Concerning the Registration of Title Act 1964, the court found that the transfer of rights to the Bank occurred by operation of law under the cross-border merger regulations, not by instrument of transfer. Therefore, sections 64 and 90 of the Act, which govern transfers by instrument, did not apply. The court gave weight to the practice of the Property Registration Authority, which treated the Bank as standing in the shoes of Company A, supporting the validity of the receiver’s appointment.
Regarding the interest calculation error, the court acknowledged the Bank’s admission and correction of the overcharge with interest paid to the Plaintiffs. However, the court found that the Plaintiffs’ financial conduct, including the availability of substantial surplus funds and spending choices, undermined their claim that the overcharging caused their default. The Plaintiffs failed to prove causation between the error and their default.
Finally, the court assessed the conduct of the receiver in managing and selling the properties. It preferred the receiver’s evidence over that of the Plaintiffs’ valuer, finding the receiver acted prudently, sought the best available market prices, and balanced costs appropriately given the market conditions.

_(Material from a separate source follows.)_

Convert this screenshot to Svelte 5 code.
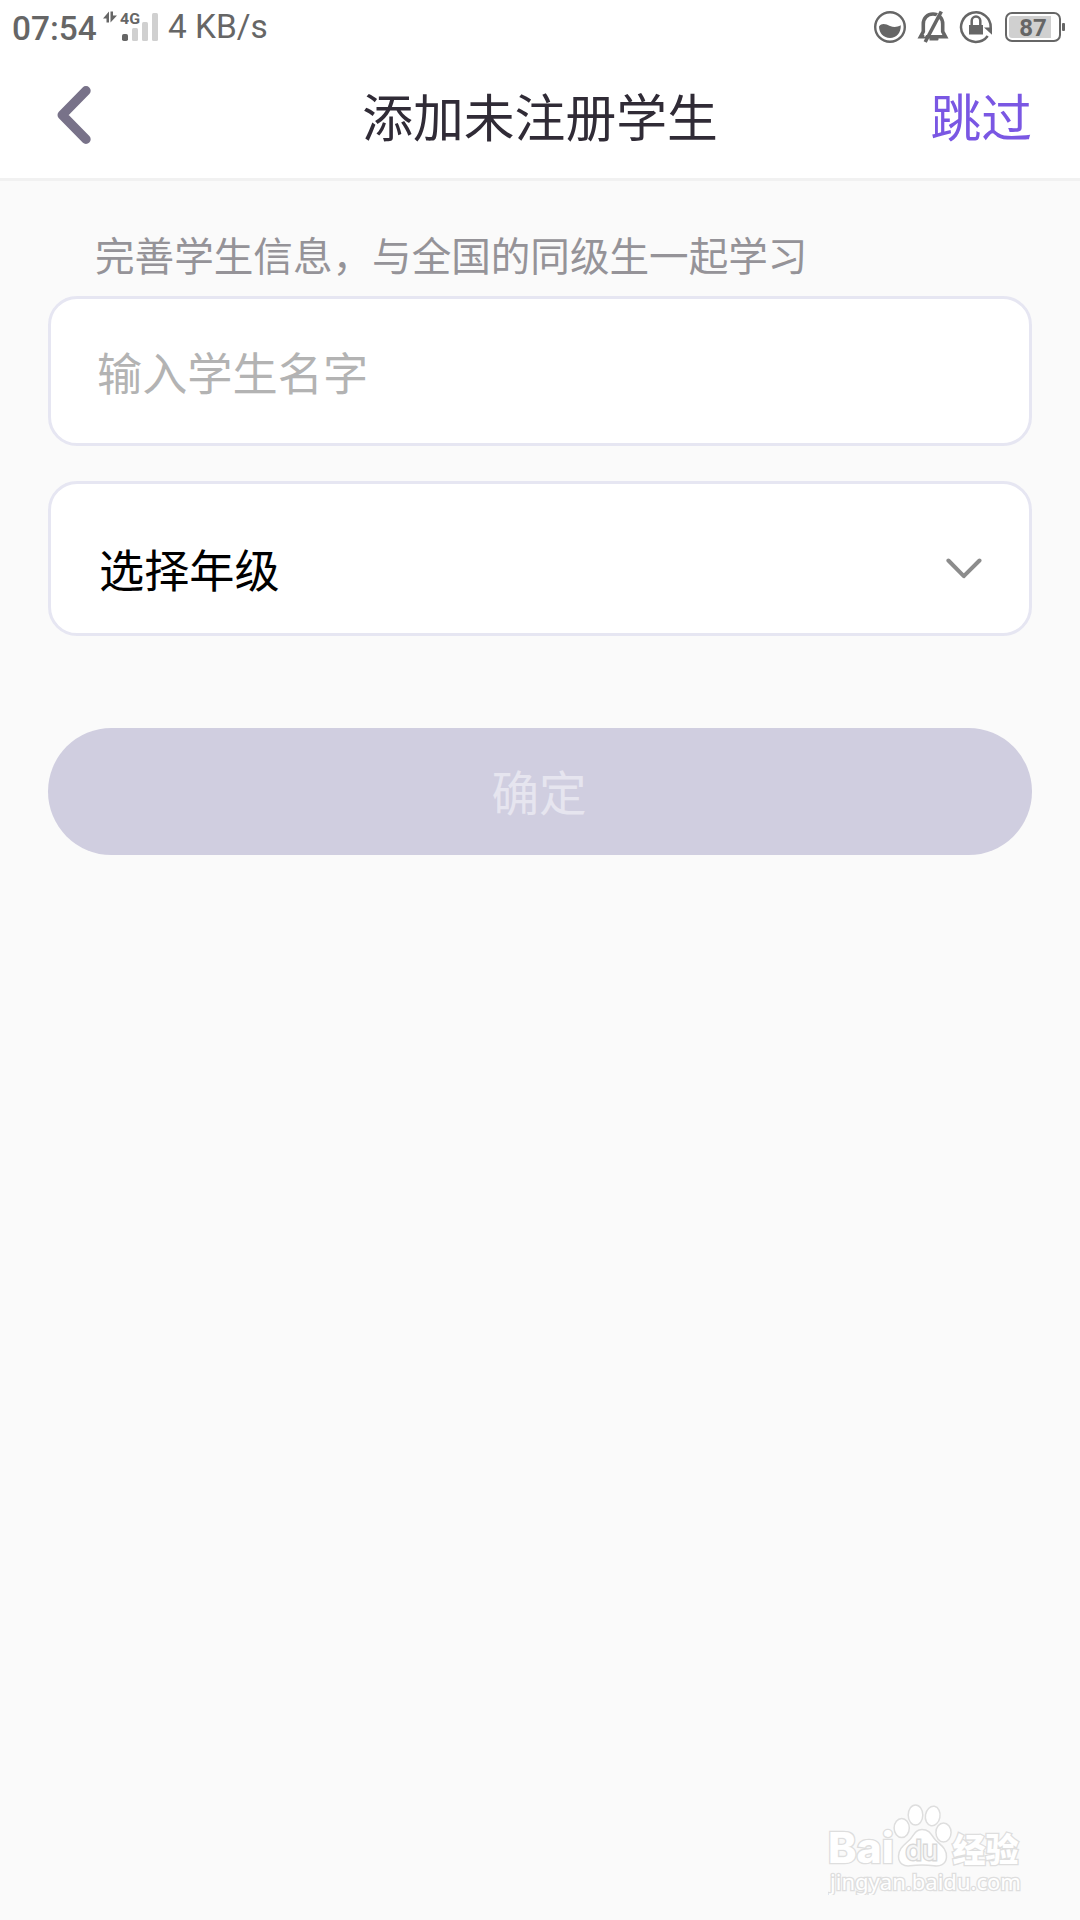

The Plaintiffs’ claims against the receiver were dismissed.
Holding and Implications
The court DISMISSED the Plaintiffs' claim in its entirety.
The holding confirms that securitisation, properly consented to by borrowers, does not affect a lender’s legal title or enforcement rights. The cross-border merger transferred all rights from Company A to the Bank by operation of law, including the power to appoint a receiver, notwithstanding registration technicalities. Breaches of voluntary Central Bank Codes do not affect loan obligations or enforcement rights. An interest calculation error, once corrected, does not excuse default where borrowers had available funds but chose not to apply them to loan reduction. The receiver acted reasonably and prudently in managing and selling the properties.
There are no broader legal implications or new precedents established beyond affirming existing principles on securitisation, cross-border mergers, Central Bank Codes, and receivership under contractual powers. The decision directly resolves the parties’ dispute by upholding the Defendants’ rights and dismissing the Plaintiffs’ challenges.